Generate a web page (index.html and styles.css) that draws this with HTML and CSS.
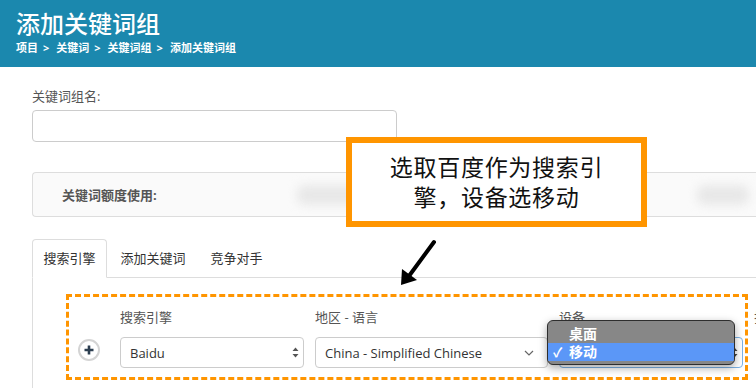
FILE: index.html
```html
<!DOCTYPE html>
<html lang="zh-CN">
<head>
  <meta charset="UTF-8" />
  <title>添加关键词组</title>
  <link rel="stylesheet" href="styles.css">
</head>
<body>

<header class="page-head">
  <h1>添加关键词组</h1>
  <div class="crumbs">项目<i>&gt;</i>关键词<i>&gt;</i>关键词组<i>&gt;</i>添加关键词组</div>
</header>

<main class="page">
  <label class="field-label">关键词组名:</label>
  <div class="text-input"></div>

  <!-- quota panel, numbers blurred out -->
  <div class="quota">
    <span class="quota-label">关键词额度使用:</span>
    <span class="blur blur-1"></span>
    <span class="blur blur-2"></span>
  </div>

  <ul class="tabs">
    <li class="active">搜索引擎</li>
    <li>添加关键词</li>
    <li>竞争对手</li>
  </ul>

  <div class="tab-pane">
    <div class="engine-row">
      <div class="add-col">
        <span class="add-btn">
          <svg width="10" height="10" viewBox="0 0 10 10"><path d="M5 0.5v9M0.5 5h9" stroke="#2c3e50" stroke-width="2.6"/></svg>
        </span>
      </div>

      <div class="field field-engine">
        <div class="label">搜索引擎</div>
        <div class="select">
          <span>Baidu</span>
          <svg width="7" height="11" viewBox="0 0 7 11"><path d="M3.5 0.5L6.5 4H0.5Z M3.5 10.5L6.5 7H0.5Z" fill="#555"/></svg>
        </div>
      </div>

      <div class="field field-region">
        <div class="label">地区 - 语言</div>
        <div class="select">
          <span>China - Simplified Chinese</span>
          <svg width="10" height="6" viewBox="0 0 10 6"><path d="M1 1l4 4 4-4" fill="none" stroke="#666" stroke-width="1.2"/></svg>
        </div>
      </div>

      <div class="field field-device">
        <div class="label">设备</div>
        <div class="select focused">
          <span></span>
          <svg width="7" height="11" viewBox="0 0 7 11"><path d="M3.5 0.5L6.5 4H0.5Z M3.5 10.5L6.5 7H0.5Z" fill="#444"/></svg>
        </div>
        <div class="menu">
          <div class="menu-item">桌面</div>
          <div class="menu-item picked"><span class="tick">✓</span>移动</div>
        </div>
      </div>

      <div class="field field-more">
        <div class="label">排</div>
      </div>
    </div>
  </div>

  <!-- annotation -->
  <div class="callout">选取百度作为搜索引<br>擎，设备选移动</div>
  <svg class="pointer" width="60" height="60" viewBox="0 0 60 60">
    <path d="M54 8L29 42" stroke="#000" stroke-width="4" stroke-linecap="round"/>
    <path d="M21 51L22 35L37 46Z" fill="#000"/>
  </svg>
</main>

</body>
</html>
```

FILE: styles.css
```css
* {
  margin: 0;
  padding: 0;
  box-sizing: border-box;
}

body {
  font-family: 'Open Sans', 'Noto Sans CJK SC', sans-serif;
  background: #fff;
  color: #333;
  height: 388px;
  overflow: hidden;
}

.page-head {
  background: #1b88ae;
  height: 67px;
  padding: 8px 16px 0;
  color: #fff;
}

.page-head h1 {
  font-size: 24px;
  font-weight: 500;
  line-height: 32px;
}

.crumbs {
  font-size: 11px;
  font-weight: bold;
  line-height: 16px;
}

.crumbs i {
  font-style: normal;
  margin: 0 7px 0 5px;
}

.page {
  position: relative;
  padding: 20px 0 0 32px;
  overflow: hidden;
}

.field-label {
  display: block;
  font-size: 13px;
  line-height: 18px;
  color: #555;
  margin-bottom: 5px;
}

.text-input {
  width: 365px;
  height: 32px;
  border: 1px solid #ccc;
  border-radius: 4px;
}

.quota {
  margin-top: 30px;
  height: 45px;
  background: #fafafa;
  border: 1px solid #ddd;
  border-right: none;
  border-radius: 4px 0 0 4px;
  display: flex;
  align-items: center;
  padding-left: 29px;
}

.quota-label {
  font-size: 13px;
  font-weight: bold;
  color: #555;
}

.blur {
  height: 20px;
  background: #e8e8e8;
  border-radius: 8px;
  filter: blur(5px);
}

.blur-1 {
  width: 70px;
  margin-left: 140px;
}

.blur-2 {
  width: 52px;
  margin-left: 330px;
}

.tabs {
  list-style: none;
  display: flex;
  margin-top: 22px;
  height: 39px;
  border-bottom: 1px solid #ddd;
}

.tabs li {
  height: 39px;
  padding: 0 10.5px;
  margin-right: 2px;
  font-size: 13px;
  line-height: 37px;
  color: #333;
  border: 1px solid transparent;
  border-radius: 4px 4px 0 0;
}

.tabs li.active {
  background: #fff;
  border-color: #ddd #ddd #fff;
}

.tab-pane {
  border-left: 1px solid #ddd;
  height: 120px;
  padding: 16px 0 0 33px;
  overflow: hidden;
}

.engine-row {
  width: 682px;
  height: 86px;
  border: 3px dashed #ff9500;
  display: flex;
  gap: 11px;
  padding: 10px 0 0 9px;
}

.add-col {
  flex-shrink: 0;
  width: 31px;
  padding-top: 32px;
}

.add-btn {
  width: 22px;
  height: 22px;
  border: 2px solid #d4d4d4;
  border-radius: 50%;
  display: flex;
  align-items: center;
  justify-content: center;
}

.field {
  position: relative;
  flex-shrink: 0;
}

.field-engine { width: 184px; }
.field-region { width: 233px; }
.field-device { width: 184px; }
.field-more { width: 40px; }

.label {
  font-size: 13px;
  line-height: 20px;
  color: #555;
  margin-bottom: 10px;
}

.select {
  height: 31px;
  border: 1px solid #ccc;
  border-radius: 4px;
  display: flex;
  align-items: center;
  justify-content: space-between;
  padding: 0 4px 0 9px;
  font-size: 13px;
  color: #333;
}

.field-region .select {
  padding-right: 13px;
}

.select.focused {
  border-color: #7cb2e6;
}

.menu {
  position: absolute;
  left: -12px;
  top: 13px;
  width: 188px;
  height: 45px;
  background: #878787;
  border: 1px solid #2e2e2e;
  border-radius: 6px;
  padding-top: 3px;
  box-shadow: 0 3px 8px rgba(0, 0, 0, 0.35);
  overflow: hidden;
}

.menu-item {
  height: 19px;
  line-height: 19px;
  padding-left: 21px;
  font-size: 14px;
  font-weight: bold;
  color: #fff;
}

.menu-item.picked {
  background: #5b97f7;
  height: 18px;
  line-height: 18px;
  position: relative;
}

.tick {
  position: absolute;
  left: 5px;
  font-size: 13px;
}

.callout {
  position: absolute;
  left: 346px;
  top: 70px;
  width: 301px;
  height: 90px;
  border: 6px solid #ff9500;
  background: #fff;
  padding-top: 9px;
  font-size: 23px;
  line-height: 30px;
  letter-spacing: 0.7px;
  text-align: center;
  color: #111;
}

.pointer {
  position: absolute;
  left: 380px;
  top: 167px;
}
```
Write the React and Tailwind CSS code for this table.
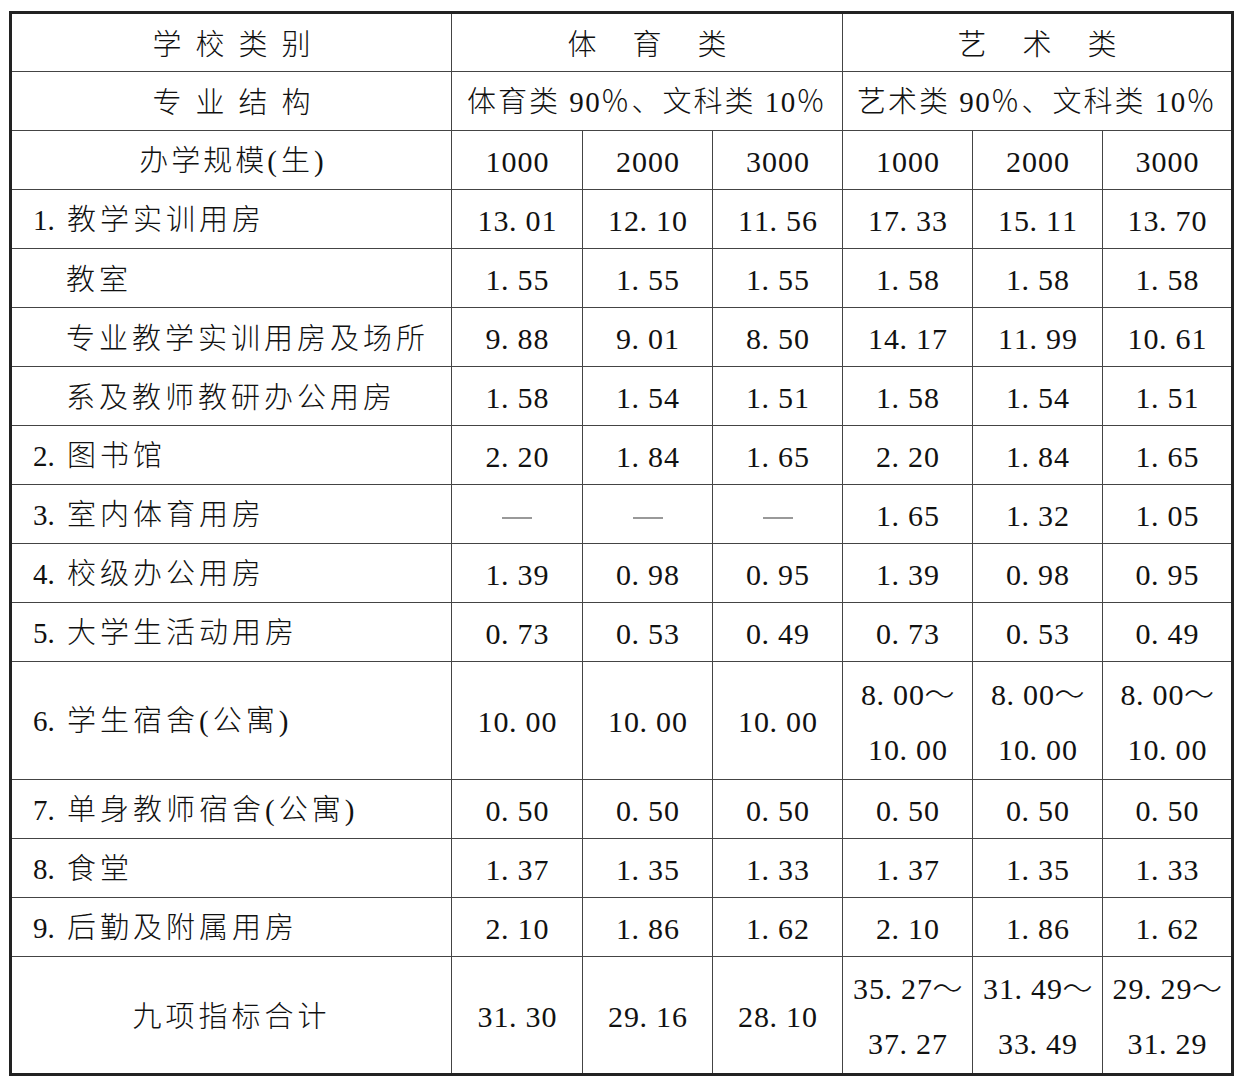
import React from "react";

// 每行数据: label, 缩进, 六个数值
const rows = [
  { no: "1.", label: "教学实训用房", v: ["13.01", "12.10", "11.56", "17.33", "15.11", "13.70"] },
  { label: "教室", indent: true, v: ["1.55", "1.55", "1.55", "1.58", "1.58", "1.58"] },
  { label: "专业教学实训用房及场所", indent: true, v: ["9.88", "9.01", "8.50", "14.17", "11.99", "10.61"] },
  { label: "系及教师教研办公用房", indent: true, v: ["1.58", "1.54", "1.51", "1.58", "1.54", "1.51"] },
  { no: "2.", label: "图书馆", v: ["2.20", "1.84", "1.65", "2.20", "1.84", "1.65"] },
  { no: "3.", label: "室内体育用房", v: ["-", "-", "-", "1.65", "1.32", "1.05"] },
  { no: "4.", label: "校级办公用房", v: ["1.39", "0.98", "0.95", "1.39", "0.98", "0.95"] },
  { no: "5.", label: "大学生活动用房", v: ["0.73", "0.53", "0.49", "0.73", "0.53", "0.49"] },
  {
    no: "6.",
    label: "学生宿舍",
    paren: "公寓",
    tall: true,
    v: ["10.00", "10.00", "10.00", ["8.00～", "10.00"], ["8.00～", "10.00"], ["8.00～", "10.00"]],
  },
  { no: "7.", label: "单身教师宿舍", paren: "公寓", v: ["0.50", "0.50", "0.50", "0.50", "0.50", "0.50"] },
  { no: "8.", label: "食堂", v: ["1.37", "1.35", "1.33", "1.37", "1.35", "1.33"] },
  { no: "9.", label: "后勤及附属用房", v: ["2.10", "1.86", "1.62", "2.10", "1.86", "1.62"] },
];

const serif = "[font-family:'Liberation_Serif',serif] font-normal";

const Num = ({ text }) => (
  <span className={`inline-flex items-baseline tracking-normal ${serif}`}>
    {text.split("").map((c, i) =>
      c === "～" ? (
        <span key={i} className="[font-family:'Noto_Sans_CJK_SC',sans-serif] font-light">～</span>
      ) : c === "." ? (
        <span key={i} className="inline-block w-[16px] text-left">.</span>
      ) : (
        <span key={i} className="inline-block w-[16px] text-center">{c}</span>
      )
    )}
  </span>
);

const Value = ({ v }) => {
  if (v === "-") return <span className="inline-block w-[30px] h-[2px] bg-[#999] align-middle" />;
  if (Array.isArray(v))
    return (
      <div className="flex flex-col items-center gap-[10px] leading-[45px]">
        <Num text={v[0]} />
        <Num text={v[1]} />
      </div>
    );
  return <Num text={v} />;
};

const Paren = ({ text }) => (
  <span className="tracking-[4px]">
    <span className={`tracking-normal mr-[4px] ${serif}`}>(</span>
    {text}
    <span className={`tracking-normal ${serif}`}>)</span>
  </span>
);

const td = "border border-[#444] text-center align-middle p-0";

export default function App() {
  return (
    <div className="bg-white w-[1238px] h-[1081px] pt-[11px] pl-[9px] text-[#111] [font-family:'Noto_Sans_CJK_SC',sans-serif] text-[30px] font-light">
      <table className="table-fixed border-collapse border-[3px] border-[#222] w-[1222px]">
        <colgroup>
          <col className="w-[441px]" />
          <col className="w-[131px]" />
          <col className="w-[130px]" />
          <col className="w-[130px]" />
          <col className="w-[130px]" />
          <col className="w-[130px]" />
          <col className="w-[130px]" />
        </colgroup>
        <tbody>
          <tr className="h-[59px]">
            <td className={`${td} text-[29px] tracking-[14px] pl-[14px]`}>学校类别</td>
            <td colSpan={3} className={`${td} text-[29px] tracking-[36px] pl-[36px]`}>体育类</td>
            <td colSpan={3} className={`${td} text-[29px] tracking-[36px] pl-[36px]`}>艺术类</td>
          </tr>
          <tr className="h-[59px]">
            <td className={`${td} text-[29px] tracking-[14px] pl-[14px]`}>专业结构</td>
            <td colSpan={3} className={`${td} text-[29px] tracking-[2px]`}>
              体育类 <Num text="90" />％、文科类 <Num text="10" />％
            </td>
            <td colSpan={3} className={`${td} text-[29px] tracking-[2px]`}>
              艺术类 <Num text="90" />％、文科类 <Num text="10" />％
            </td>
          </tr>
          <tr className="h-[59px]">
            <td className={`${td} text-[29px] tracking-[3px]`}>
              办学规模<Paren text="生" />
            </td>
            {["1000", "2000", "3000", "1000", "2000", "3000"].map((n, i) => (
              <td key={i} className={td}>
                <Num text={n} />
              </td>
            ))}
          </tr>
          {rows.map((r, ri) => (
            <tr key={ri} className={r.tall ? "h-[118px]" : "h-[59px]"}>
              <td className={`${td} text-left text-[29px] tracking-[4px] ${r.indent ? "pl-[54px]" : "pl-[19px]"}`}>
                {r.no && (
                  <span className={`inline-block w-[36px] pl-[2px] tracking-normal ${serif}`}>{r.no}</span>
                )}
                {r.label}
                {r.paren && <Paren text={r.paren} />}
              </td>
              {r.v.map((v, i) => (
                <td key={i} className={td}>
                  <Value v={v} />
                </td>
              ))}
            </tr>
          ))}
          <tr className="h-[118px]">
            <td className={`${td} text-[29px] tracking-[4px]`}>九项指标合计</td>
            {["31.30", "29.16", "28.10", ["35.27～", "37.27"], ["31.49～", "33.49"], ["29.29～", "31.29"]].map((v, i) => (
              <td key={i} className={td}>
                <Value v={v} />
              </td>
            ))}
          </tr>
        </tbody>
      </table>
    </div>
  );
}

────

## What you have to do
Leave the pictures out and print, exactly as written, every line from the one holding "Write the React" down to the one holding "import React from", both of those included.

## Response
Write the React and Tailwind CSS code for this table.
import React from "react";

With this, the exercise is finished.